何故なら、パソコンソフトの会社は大事なスポンサーだからだ。
雑誌はスポンサーの広告によって成り立っている一面がある。
パソコン雑誌はパソコンのハードやソフトのメーカーがスポンサーなのだからパソコンの利便性を強調する必要がある。
また、そのことによって同時にパソコン利用者に雑誌を買ってもらい、売り上げを伸ばすという目的もある。
それ故のCDコピー礼賛なのである。音楽産業は直接のスポンサーではないから何を書いても問題ない、という立場なのだ。
要するにすべて「金」なのだ。
金のためなら何を書いても許される、ということなのだろう。
自分と利害関係のないところであれば、そこにどのような悪影響が及ぼうが関係ない、ということなのだろう。
自分達が儲かればそれでいい、ということなのだろう。
音楽も芸術も文化も愛さず、ただ「金」や「儲け」といったものにしか関心のない人達。そして、今の世の主導権を握りつつある人達。

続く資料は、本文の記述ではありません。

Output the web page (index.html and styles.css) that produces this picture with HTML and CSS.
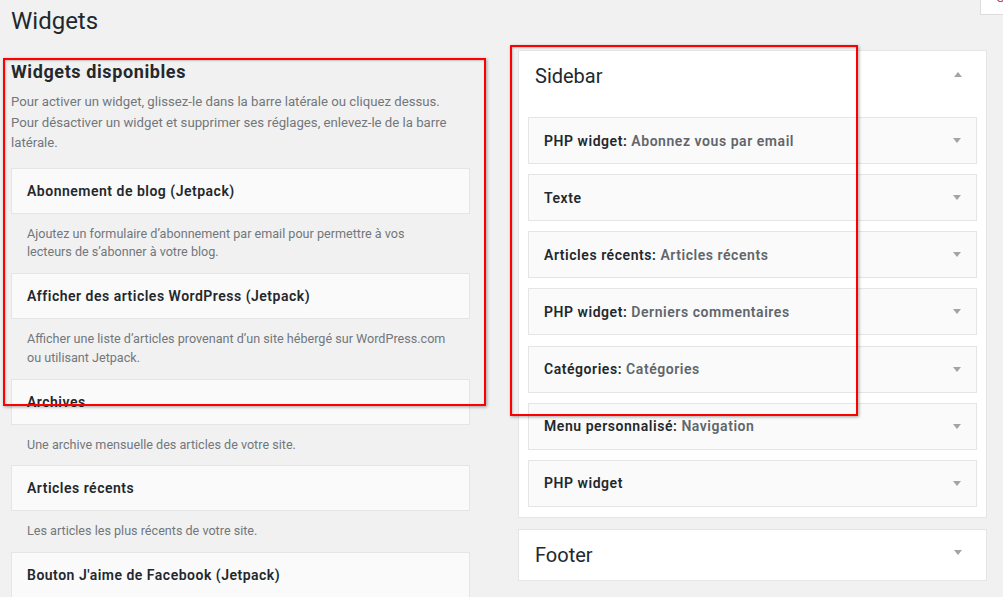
FILE: index.html
```html
<!DOCTYPE html>
<html lang="fr">
<head>
<meta charset="utf-8">
<title>Widgets</title>
<link rel="stylesheet" href="styles.css">
</head>
<body>
<header class="topbar">
  <h1>Widgets</h1>
  <div class="screen-tab"><span>O</span></div>
</header>

<main class="columns">
  <section class="available">
    <h2>Widgets disponibles</h2>
    <p class="intro">Pour activer un widget, glissez-le dans la barre latérale ou cliquez dessus.<br>Pour désactiver un widget et supprimer ses réglages, enlevez-le de la barre<br>latérale.</p>
    <ul class="widget-list">
      <li>
        <div class="widget-top"><h3>Abonnement de blog (Jetpack)</h3></div>
        <p class="widget-desc">Ajoutez un formulaire d’abonnement par email pour permettre à vos<br>lecteurs de s’abonner à votre blog.</p>
      </li>
      <li>
        <div class="widget-top"><h3>Afficher des articles WordPress (Jetpack)</h3></div>
        <p class="widget-desc">Afficher une liste d’articles provenant d’un site hébergé sur WordPress.com<br>ou utilisant Jetpack.</p>
      </li>
      <li>
        <div class="widget-top"><h3>Archives</h3></div>
        <p class="widget-desc">Une archive mensuelle des articles de votre site.</p>
      </li>
      <li>
        <div class="widget-top"><h3>Articles récents</h3></div>
        <p class="widget-desc">Les articles les plus récents de votre site.</p>
      </li>
      <li>
        <div class="widget-top"><h3>Bouton J'aime de Facebook (Jetpack)</h3></div>
        <p class="widget-desc">Utilisez la boîte J’aime de Facebook pour afficher votre page.</p>
      </li>
    </ul>
  </section>

  <section class="areas">
    <div class="area">
      <div class="area-head"><h2>Sidebar</h2><span class="arrow up"></span></div>
      <div class="area-widgets">
        <div class="w"><h3><b>PHP widget:</b> <span>Abonnez vous par email</span></h3><span class="arrow down"></span></div>
        <div class="w"><h3><b>Texte</b></h3><span class="arrow down"></span></div>
        <div class="w"><h3><b>Articles récents:</b> <span>Articles récents</span></h3><span class="arrow down"></span></div>
        <div class="w"><h3><b>PHP widget:</b> <span>Derniers commentaires</span></h3><span class="arrow down"></span></div>
        <div class="w"><h3><b>Catégories:</b> <span>Catégories</span></h3><span class="arrow down"></span></div>
        <div class="w"><h3><b>Menu personnalisé:</b> <span>Navigation</span></h3><span class="arrow down"></span></div>
        <div class="w"><h3><b>PHP widget</b></h3><span class="arrow down"></span></div>
      </div>
    </div>
    <div class="area closed">
      <div class="area-head"><h2>Footer</h2><span class="arrow down big"></span></div>
    </div>
  </section>
</main>

<div class="mark mark-left"></div>
<div class="mark mark-right"></div>
</body>
</html>
```

FILE: styles.css
```css
* { box-sizing: border-box; }

html, body {
  margin: 0;
  padding: 0;
}

body {
  background: #f1f1f1;
  color: #23282d;
  font-family: Roboto, "Liberation Sans", sans-serif;
  font-size: 13px;
  position: relative;
  min-height: 700px;
}

.topbar {
  display: flex;
  justify-content: space-between;
  align-items: flex-start;
  padding-left: 11px;
}

.topbar h1 {
  margin: 0;
  padding-top: 7px;
  font-size: 24px;
  line-height: 29px;
  font-weight: 400;
  color: #23282d;
}

.screen-tab {
  width: 23px;
  height: 15px;
  background: #fff;
  border-left: 1px solid #dcdcdc;
  border-bottom: 1px solid #dcdcdc;
  overflow: hidden;
  padding-left: 15px;
}

.screen-tab span {
  display: block;
  font-size: 13px;
  line-height: 13px;
  margin-top: -9px;
  color: #b04a6a;
}

.columns {
  display: flex;
  gap: 48px;
  padding-left: 11px;
  margin-top: 14px;
}

/* Left column */
.available {
  width: 459px;
  flex: none;
}

.available h2 {
  margin: 10px 0 0;
  font-size: 18px;
  line-height: 24px;
  font-weight: 700;
  letter-spacing: 0.6px;
  color: #23282d;
}

.intro {
  margin: 8px 0 0;
  font-size: 13.2px;
  line-height: 20.5px;
  color: #72777c;
}

.widget-list {
  list-style: none;
  margin: 14px 0 0;
  padding: 0;
}

.widget-top {
  height: 46px;
  background: #fafafa;
  border: 1px solid #e5e5e5;
  padding: 0 15px;
  display: flex;
  align-items: center;
}

.widget-top h3 {
  margin: 0;
  font-size: 14px;
  font-weight: 600;
  letter-spacing: 0.5px;
  color: #23282d;
}

.widget-desc {
  margin: 0;
  padding: 11px 16px;
  font-size: 12.6px;
  line-height: 18.75px;
  color: #72777c;
}

/* Right column */
.areas {
  width: 469px;
  flex: none;
  display: flex;
  flex-direction: column;
  gap: 11px;
}

.area {
  background: #fff;
  border: 1px solid #e5e5e5;
}

.area-head {
  height: 50px;
  display: flex;
  align-items: center;
  justify-content: space-between;
  padding: 0 24px 0 16px;
}

.area-head h2 {
  margin: 0;
  font-size: 20px;
  font-weight: 400;
  color: #23282d;
}

.area-widgets {
  padding: 16px 9px 10px;
  display: flex;
  flex-direction: column;
  gap: 10.17px;
}

.w {
  height: 47px;
  background: #fafafa;
  border: 1px solid #e5e5e5;
  display: flex;
  align-items: center;
  justify-content: space-between;
  padding: 0 15px 0 15px;
}

.w h3 {
  margin: 0;
  font-size: 14px;
  font-weight: 600;
  letter-spacing: 0.55px;
  color: #60666b;
}

.w h3 b {
  font-weight: 600;
  color: #23282d;
}

.arrow {
  width: 0;
  height: 0;
  border-left: 4px solid transparent;
  border-right: 4px solid transparent;
  flex: none;
}

.arrow.up {
  border-bottom: 5px solid #a0a5aa;
  margin-bottom: 4px;
}

.arrow.down {
  border-top: 5px solid #a0a5aa;
}

.arrow.big {
  margin-bottom: 4px;
}

/* Annotation marks */
.mark {
  position: absolute;
  border: 2px solid #f00;
  box-shadow: 1px 1px 3px rgba(0, 0, 0, 0.35), inset 1px 1px 2px rgba(0, 0, 0, 0.2);
  pointer-events: none;
}

.mark-left {
  left: 3px;
  top: 58px;
  width: 483px;
  height: 348px;
}

.mark-right {
  left: 510px;
  top: 45px;
  width: 348px;
  height: 371px;
}
```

好きでも何でもないミュージャンの限定CDを買いあさり、それを転売して儲けようとする連中も、きっとそういう人種なのであろう。
ネットショップで「初回限定盤」が完売であることを知った翌日、ちょうど休日だったので、秋葉原まで行ってCDを扱っている大手のレコード店(「CDショップ」と呼ぶよりも、こっちの言い方のほうが馴染みが深いので)を覗いてみた。
高校生の頃から、レコードを買いに何度も足を運んだ店である。もちろん地元の店でも同じ品物は手に入れることは出来たのだが、大きな店というのは品揃えが豊富で、それをあれこれと物色していると、思わぬ新しい音楽との出会いなどもあって、そういう過程そのものが楽しかったのである。つまり、レコード屋に足を運ぶことは、それ自体が娯楽であったのだ。
うれしいことに、「竹内まりや Expressions 初回限定盤」は店頭にちゃんと並べられていた。ホッ。
秋葉原だって大量の買い物客がやってくるだろうに、なぜ大手ネットショップでは即完売になったものが、こうして在庫が残っているのか?
おそらくは、限定盤を投機目的で買いあさる連中は、安易な手段で金を儲けようとする横着な人間達であるから、ネット上で手軽に売買することはやっても、わざわざ電車賃を使って街へ出て、店頭に足を運んでまで買い占めようという気はないのだろう。よかったよかった。
目的のCDが手に入ったこと。そして自分にとって大切な場所である「レコード店」がまだ金の亡者達によって踏み荒らされていなかったこと。この二つによって、ちょっとだけ救われた気持ちになった。